## Supplied records:
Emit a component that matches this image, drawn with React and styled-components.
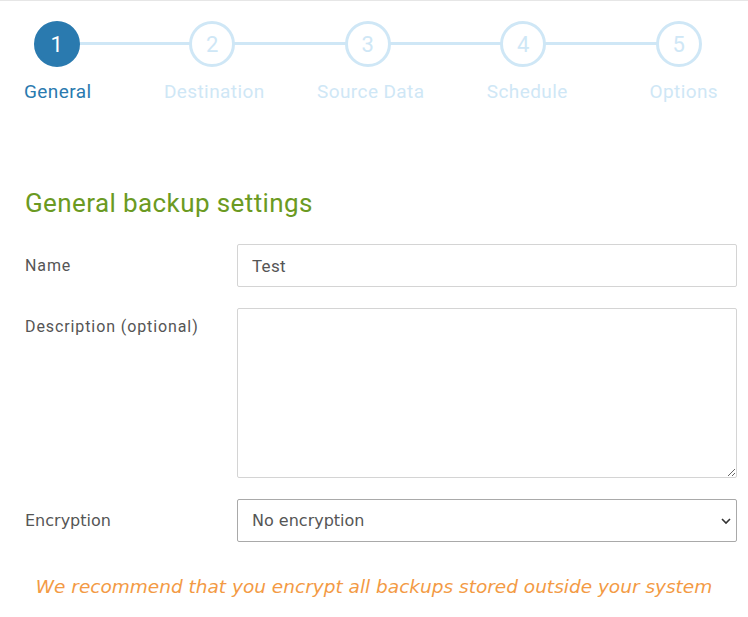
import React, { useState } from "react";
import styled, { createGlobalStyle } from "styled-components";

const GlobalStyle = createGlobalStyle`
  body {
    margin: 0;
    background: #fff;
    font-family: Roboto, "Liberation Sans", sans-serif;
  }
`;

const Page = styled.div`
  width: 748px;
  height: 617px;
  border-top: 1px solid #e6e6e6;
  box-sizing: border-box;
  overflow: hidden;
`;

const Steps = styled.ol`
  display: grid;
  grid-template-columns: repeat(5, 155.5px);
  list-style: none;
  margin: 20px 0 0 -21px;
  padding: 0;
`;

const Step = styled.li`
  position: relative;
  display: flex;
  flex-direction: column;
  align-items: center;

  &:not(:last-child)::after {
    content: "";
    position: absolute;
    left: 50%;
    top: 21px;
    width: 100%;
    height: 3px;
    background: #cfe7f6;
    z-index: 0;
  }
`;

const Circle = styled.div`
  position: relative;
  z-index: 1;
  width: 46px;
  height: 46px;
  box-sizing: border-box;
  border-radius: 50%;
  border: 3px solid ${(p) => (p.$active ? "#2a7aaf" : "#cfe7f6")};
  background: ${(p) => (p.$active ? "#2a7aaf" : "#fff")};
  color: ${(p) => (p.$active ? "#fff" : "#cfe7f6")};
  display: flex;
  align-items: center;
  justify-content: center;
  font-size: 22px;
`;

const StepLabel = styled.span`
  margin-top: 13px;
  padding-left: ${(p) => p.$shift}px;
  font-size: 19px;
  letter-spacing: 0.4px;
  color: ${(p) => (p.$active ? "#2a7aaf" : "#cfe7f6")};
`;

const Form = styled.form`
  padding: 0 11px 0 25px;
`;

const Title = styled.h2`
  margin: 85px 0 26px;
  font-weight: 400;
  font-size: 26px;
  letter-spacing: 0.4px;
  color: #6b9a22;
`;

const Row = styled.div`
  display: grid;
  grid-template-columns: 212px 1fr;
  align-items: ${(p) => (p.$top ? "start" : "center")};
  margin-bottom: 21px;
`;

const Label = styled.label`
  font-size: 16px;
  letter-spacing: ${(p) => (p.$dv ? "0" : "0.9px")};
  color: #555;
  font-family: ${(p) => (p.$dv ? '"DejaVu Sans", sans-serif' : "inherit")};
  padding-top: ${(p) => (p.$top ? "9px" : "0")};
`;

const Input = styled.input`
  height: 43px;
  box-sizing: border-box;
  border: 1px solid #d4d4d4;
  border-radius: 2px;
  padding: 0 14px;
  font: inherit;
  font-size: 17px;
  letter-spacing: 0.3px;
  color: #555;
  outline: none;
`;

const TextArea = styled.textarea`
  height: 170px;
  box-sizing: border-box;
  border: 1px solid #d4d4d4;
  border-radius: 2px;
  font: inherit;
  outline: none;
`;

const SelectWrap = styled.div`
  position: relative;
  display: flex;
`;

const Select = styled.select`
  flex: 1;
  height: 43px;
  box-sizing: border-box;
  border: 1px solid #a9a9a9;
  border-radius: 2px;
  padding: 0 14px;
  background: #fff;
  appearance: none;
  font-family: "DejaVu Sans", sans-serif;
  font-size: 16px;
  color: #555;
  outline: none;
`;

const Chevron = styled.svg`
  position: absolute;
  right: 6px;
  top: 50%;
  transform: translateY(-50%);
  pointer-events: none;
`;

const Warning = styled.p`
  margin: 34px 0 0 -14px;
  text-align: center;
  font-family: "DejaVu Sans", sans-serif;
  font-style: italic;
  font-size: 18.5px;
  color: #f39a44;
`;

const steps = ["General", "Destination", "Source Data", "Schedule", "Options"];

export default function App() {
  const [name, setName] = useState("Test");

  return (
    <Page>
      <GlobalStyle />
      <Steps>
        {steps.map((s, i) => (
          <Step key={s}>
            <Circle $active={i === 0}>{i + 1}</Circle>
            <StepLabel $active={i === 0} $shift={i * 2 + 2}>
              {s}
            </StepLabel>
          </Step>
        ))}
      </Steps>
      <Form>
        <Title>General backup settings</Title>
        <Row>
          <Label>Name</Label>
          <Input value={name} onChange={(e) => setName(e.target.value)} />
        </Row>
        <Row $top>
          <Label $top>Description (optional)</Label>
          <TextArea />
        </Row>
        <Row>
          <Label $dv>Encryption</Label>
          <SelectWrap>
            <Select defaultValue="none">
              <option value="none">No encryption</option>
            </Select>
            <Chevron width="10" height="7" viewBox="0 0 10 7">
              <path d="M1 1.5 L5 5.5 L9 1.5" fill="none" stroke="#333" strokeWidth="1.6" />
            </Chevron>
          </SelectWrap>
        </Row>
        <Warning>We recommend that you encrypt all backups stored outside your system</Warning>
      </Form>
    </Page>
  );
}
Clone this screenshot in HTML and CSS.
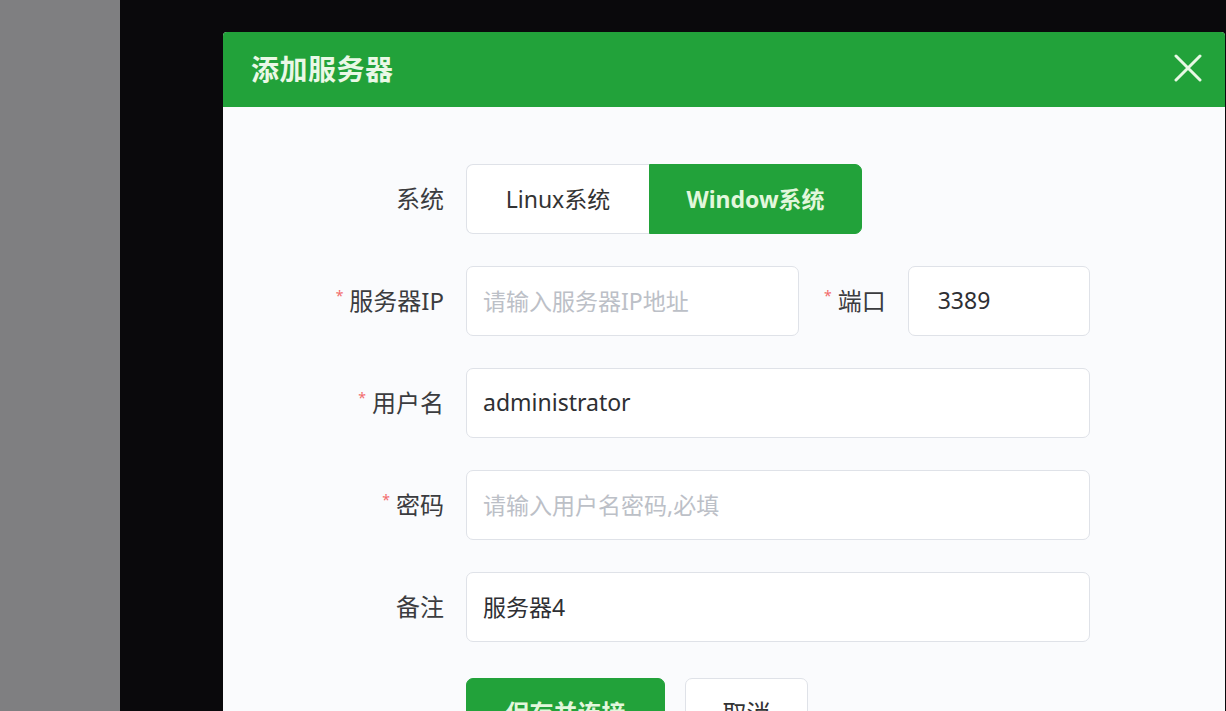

## Exercise description:
Extract the text of all the records above verbatim, excluding pictures.

## Expected answer:
Emit a component that matches this image, drawn with React and styled-components.
import React, { useState } from "react";
import styled, { createGlobalStyle } from "styled-components";

const GlobalStyle = createGlobalStyle`
  body {
    margin: 0;
    background: #fff;
    font-family: Roboto, "Liberation Sans", sans-serif;
  }
`;

const Page = styled.div`
  width: 748px;
  height: 617px;
  border-top: 1px solid #e6e6e6;
  box-sizing: border-box;
  overflow: hidden;
`;

const Steps = styled.ol`
  display: grid;
  grid-template-columns: repeat(5, 155.5px);
  list-style: none;
  margin: 20px 0 0 -21px;
  padding: 0;
`;

const Step = styled.li`
  position: relative;
  display: flex;
  flex-direction: column;
  align-items: center;

  &:not(:last-child)::after {
    content: "";
    position: absolute;
    left: 50%;
    top: 21px;
    width: 100%;
    height: 3px;
    background: #cfe7f6;
    z-index: 0;
  }
`;

const Circle = styled.div`
  position: relative;
  z-index: 1;
  width: 46px;
  height: 46px;
  box-sizing: border-box;
  border-radius: 50%;
  border: 3px solid ${(p) => (p.$active ? "#2a7aaf" : "#cfe7f6")};
  background: ${(p) => (p.$active ? "#2a7aaf" : "#fff")};
  color: ${(p) => (p.$active ? "#fff" : "#cfe7f6")};
  display: flex;
  align-items: center;
  justify-content: center;
  font-size: 22px;
`;

const StepLabel = styled.span`
  margin-top: 13px;
  padding-left: ${(p) => p.$shift}px;
  font-size: 19px;
  letter-spacing: 0.4px;
  color: ${(p) => (p.$active ? "#2a7aaf" : "#cfe7f6")};
`;

const Form = styled.form`
  padding: 0 11px 0 25px;
`;

const Title = styled.h2`
  margin: 85px 0 26px;
  font-weight: 400;
  font-size: 26px;
  letter-spacing: 0.4px;
  color: #6b9a22;
`;

const Row = styled.div`
  display: grid;
  grid-template-columns: 212px 1fr;
  align-items: ${(p) => (p.$top ? "start" : "center")};
  margin-bottom: 21px;
`;

const Label = styled.label`
  font-size: 16px;
  letter-spacing: ${(p) => (p.$dv ? "0" : "0.9px")};
  color: #555;
  font-family: ${(p) => (p.$dv ? '"DejaVu Sans", sans-serif' : "inherit")};
  padding-top: ${(p) => (p.$top ? "9px" : "0")};
`;

const Input = styled.input`
  height: 43px;
  box-sizing: border-box;
  border: 1px solid #d4d4d4;
  border-radius: 2px;
  padding: 0 14px;
  font: inherit;
  font-size: 17px;
  letter-spacing: 0.3px;
  color: #555;
  outline: none;
`;

const TextArea = styled.textarea`
  height: 170px;
  box-sizing: border-box;
  border: 1px solid #d4d4d4;
  border-radius: 2px;
  font: inherit;
  outline: none;
`;

const SelectWrap = styled.div`
  position: relative;
  display: flex;
`;

const Select = styled.select`
  flex: 1;
  height: 43px;
  box-sizing: border-box;
  border: 1px solid #a9a9a9;
  border-radius: 2px;
  padding: 0 14px;
  background: #fff;
  appearance: none;
  font-family: "DejaVu Sans", sans-serif;
  font-size: 16px;
  color: #555;
  outline: none;
`;

const Chevron = styled.svg`
  position: absolute;
  right: 6px;
  top: 50%;
  transform: translateY(-50%);
  pointer-events: none;
`;

const Warning = styled.p`
  margin: 34px 0 0 -14px;
  text-align: center;
  font-family: "DejaVu Sans", sans-serif;
  font-style: italic;
  font-size: 18.5px;
  color: #f39a44;
`;

const steps = ["General", "Destination", "Source Data", "Schedule", "Options"];

export default function App() {
  const [name, setName] = useState("Test");

  return (
    <Page>
      <GlobalStyle />
      <Steps>
        {steps.map((s, i) => (
          <Step key={s}>
            <Circle $active={i === 0}>{i + 1}</Circle>
            <StepLabel $active={i === 0} $shift={i * 2 + 2}>
              {s}
            </StepLabel>
          </Step>
        ))}
      </Steps>
      <Form>
        <Title>General backup settings</Title>
        <Row>
          <Label>Name</Label>
          <Input value={name} onChange={(e) => setName(e.target.value)} />
        </Row>
        <Row $top>
          <Label $top>Description (optional)</Label>
          <TextArea />
        </Row>
        <Row>
          <Label $dv>Encryption</Label>
          <SelectWrap>
            <Select defaultValue="none">
              <option value="none">No encryption</option>
            </Select>
            <Chevron width="10" height="7" viewBox="0 0 10 7">
              <path d="M1 1.5 L5 5.5 L9 1.5" fill="none" stroke="#333" strokeWidth="1.6" />
            </Chevron>
          </SelectWrap>
        </Row>
        <Warning>We recommend that you encrypt all backups stored outside your system</Warning>
      </Form>
    </Page>
  );
}
Clone this screenshot in HTML and CSS.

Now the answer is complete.